Anti-seize is my jam. I applied it.


----------



## Savvv (Apr 22, 2009)

Created a custom intake over the weekend using parts from BP Initiatives and SiliconeIntakes.com. More details in the Fuel Efficiency Upgrades thread. Without any formal testing or data logging done, the sound is great! Can’t even tell when putzin around town at 50% throttle below 3k rpm.


----------



## Biff Tannen (Jan 24, 2005)

Savvv said:


> Created a custom intake over the weekend using parts from BP Initiatives and SiliconeIntakes.com. More details in the Fuel Efficiency Upgrades thread. Without any formal testing or data logging done, the sound is great! Can’t even tell when putzin around town at 50% throttle below 3k rpm.


Parts list? 


Sent from my iPhone using Tapatalk


----------



## Savvv (Apr 22, 2009)

Biff Tannen said:


> Parts list?


Go to thread aforementioned in the post.


----------



## Biff Tannen (Jan 24, 2005)

I got too excited at the picture and forgot to read 

Thanks!


Sent from my iPhone using Tapatalk


----------



## Savvv (Apr 22, 2009)

Time to go request some new registration stickers


----------



## rocknfreak (Jul 10, 2018)

Savvv said:


> Time to go request some new registration stickers



Is that allowed in Ohio?

Have a custom made license plate?


----------



## Savvv (Apr 22, 2009)

rocknfreak said:


> Is that allowed in Ohio?
> 
> Have a custom made license plate?


I had paperwork from the ORC that didn’t specifically disallow it. Assuming many Atlas owners are in their first VW, this is my third EurOhio license plate. To date I’ve never been pulled over in my home state due to the plate, and the times I was pulled over the plate wasn’t even mentioned.


----------



## Sugar Bear (Jul 17, 2016)

back in the mk4 days i used to run my europlate with registration stickers.


----------



## Chris4789 (Nov 29, 2017)

*Is this paint or Powder coat?*

If this is powder coat, are any special tools needed to remove internal rubber parts from calipers so they do not get cooked? What brake parts are needed from VW to replace everything and rebuild the caliper? 
Thanks



Savvv said:


> Just did the first tire rotation as we are preparing to head to the beach. Finally put the lime in the coconut.


----------



## Savvv (Apr 22, 2009)

Chris4789 said:


> If this is powder coat, are any special tools needed to remove internal rubber parts from calipers so they do not get cooked? What brake parts are needed from VW to replace everything and rebuild the caliper?
> Thanks


It’s not powder coat. G2 Caliper Paint. On amazon for $50. Took 4 coats to get good coverage and finish but it only takes 15min dry time to add another coat, so you just keep playing ring around the rosie til you’re satisfied. As for rebuilding the caliper you should talk to the dealer about getting an ETKA parts diagram so you can see which parts you’ll be removing and ordering for a rebuild if you choose to go the powder coat route.


----------



## Savvv (Apr 22, 2009)

Back from the dead...aka Page 2 :laugh:

Some shots fresh from the body shop, in winter mode though. Be nice to see the OEM 20’s back on.

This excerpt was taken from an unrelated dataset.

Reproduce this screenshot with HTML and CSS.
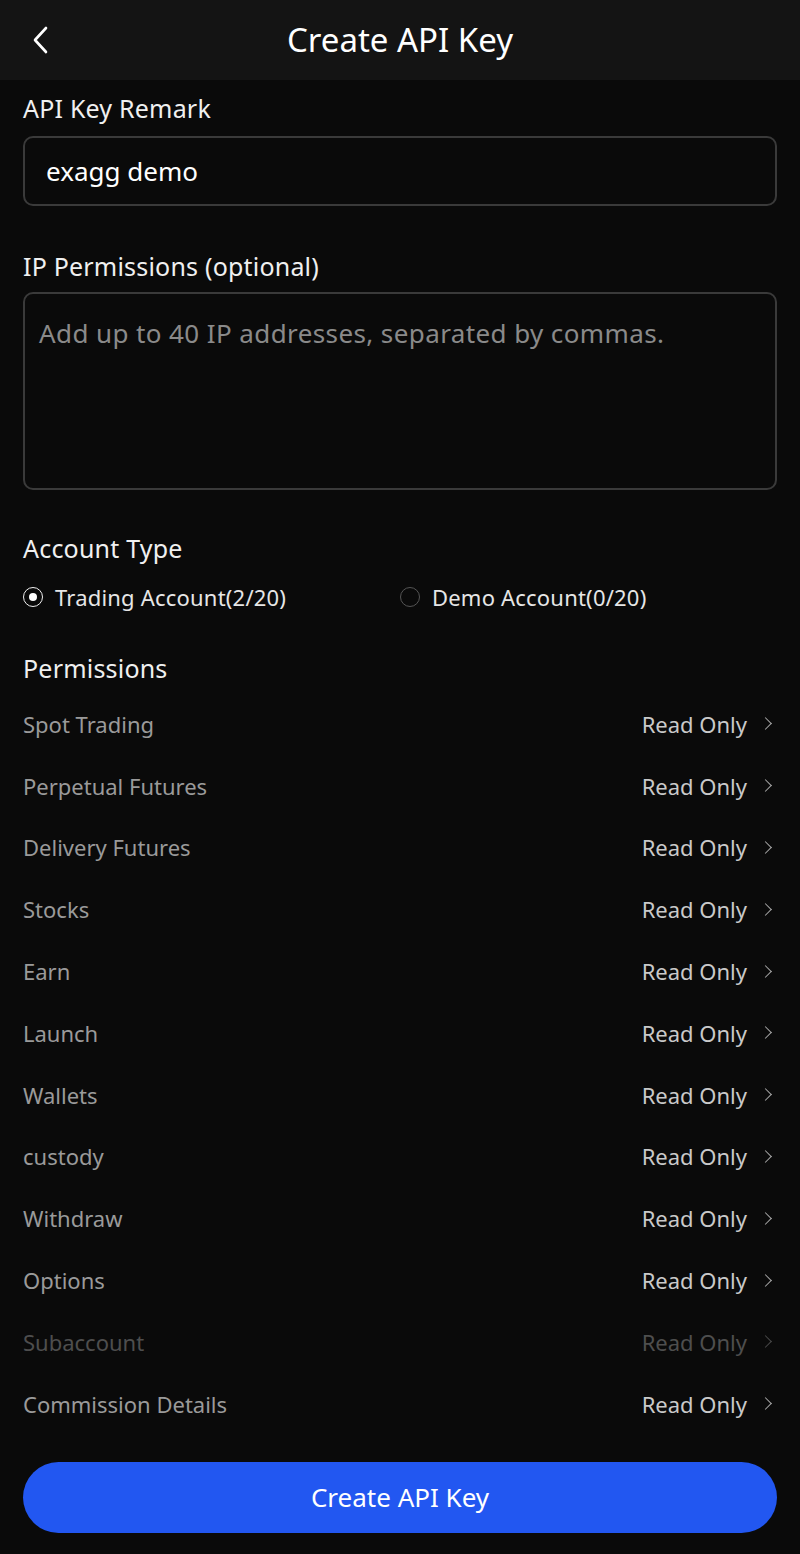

Shaved the hatch emblem and pilot hole for the mustache, and then smoothed the flares and color matched. I also added the washer jet to the rear latch camera assembly but it needs some tweaking. The camera lens on the Tiguan protrudes out further using the same jet so on the Atlas, most of the spray pattern overshoots the lens. Will need to revisit.


----------



## Tim K (Jan 31, 2001)

Do you have details on the rear washer install? Pics, parts, info?


----------



## Savvv (Apr 22, 2009)

Tim K said:


> Do you have details on the rear washer install? Pics, parts, info?


I do, but right now I don’t feel it’s working the way it should per what I described above. Let me figure it out and then I’ll post. I’ll give part numbers and a few photos of what needs done.


----------



## jimothy cricket (Jul 9, 2008)

You crazy b*tch, you! Shave the entire hatch!?!? That's bold homie. 

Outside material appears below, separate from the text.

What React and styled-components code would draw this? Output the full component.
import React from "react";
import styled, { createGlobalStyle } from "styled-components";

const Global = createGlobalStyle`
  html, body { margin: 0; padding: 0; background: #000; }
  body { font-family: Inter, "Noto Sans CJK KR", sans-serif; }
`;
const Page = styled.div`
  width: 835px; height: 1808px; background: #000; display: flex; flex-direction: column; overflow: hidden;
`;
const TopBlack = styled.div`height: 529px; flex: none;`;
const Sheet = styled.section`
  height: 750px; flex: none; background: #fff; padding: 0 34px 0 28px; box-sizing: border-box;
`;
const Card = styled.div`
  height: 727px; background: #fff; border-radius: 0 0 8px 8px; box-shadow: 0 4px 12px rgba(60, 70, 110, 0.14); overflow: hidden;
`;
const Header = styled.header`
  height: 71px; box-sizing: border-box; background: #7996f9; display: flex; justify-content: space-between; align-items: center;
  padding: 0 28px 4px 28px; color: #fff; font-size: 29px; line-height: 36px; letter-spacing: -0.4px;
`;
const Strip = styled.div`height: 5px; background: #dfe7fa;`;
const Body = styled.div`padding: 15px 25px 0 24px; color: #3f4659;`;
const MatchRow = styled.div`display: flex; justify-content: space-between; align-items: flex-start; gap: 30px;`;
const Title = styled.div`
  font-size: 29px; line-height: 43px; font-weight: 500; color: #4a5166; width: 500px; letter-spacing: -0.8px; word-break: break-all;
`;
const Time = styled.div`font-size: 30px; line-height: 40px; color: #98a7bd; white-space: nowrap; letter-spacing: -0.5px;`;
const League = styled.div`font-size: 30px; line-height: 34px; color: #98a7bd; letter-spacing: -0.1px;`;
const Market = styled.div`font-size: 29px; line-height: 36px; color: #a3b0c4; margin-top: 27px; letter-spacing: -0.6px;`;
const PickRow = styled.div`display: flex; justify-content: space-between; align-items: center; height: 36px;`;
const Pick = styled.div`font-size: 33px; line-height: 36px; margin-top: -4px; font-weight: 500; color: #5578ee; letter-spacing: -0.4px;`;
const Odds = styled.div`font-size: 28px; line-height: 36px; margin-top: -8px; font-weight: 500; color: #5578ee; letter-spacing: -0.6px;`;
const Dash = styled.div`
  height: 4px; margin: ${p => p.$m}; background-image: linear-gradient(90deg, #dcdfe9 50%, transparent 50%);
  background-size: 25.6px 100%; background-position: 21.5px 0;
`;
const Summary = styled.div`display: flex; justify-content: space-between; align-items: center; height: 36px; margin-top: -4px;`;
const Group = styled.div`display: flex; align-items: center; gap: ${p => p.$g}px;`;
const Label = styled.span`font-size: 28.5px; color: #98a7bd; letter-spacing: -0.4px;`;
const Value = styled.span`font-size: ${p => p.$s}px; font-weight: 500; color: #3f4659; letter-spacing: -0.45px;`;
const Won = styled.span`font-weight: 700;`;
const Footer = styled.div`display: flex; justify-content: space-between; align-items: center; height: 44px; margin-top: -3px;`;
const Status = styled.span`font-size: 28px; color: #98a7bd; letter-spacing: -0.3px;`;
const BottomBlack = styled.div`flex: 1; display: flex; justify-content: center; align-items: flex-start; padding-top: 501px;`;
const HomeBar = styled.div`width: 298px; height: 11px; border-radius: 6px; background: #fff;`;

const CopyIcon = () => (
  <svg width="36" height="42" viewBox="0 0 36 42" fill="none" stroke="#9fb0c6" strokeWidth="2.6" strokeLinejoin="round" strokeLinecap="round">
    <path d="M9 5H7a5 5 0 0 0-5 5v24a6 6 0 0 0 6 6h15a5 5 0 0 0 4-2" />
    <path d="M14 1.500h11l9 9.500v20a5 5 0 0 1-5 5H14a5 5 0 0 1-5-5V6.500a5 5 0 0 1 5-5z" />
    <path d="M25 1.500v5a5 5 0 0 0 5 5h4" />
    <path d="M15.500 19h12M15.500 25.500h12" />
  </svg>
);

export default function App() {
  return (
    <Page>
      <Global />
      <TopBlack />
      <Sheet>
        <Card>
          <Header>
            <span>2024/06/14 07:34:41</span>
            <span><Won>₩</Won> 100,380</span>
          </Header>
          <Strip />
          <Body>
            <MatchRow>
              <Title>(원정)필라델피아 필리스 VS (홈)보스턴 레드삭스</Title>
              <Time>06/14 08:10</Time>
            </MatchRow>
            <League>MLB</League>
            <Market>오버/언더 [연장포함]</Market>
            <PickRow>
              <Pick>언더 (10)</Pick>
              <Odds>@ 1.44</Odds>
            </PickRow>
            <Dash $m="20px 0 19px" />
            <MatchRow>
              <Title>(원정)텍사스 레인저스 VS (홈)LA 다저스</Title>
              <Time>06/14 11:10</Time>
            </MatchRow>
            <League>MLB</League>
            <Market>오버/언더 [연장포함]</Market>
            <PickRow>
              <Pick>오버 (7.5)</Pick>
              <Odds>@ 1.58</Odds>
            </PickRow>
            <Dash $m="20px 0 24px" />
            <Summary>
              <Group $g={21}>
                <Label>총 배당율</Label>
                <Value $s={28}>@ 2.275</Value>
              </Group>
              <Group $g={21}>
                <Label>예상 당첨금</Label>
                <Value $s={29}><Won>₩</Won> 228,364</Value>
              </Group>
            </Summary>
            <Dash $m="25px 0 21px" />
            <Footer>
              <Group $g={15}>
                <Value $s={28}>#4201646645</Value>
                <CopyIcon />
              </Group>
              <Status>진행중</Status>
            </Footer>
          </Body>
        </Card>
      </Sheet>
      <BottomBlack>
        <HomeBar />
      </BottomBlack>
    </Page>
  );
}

I'd love to color match my wheel arches, might need to look into that.


----------



## TablaRasa (May 12, 2008)

Savvv said:


> Back from the dead...aka Page 2 :laugh:
> 
> Some shots fresh from the body shop, in winter mode though. Be nice to see the OEM 20’s back on.
> 
> ...


Ohio plates really that elongated or that is just because of camera lens?


----------



## Savvv (Apr 22, 2009)

TablaRasa said:


> Ohio plates really that elongated or that is just because of camera lens?


I call it the EurOhio plate. Euro plate. Ohio art work on reflective vinyl. Never a problem. Helps to have the Ohio Revised Code to show an officer if it were questioned, but my wife was recently pulled over for speeding and never a word.


----------